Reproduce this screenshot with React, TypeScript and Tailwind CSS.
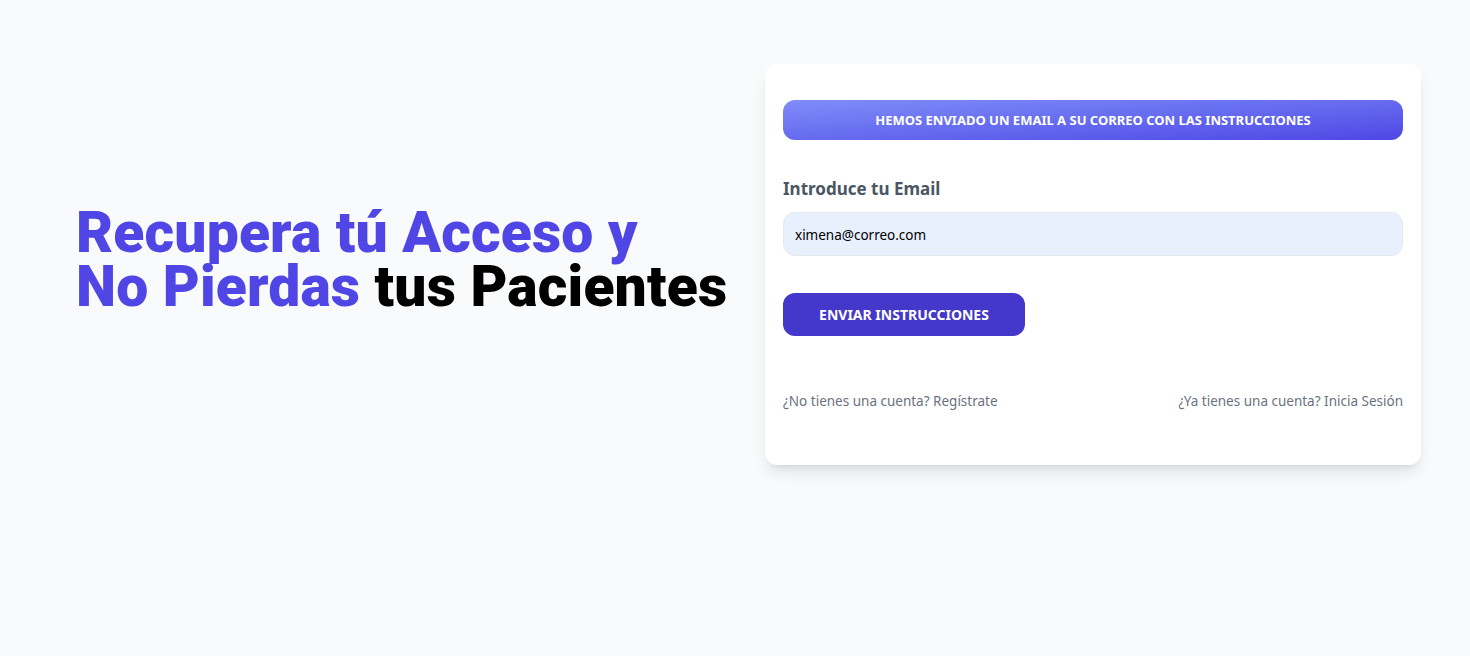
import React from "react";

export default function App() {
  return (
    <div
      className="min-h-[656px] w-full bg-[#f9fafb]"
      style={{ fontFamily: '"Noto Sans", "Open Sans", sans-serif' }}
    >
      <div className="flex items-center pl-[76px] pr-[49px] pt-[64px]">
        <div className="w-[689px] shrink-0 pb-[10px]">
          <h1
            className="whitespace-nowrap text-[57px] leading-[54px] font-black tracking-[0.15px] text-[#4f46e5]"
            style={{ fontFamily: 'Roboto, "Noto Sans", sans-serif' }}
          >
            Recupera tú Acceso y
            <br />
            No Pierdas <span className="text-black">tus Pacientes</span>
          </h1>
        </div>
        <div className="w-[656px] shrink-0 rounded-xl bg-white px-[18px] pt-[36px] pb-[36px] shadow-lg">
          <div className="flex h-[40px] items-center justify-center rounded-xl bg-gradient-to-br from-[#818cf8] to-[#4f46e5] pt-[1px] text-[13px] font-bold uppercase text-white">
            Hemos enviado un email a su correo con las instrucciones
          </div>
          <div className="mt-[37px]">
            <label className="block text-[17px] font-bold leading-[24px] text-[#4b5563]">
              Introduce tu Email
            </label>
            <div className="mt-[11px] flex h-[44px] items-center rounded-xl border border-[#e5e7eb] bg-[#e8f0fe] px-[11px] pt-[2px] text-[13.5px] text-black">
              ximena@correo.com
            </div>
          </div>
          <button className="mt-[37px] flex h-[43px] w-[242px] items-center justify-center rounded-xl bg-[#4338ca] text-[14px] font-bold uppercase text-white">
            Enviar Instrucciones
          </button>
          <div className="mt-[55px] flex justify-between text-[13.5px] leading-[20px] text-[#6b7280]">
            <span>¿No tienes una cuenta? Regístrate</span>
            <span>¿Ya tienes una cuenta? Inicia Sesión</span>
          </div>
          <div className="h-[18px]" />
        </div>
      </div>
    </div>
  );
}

================================

- [EXERCISE OBJECTIVE] Begin at the top of the material above and output each line exactly, stopping after the line that holds "import React from". Leave out pictures.

- [SOLUTION TO THIS TASK]
Reproduce this screenshot with React, TypeScript and Tailwind CSS.
import React from "react";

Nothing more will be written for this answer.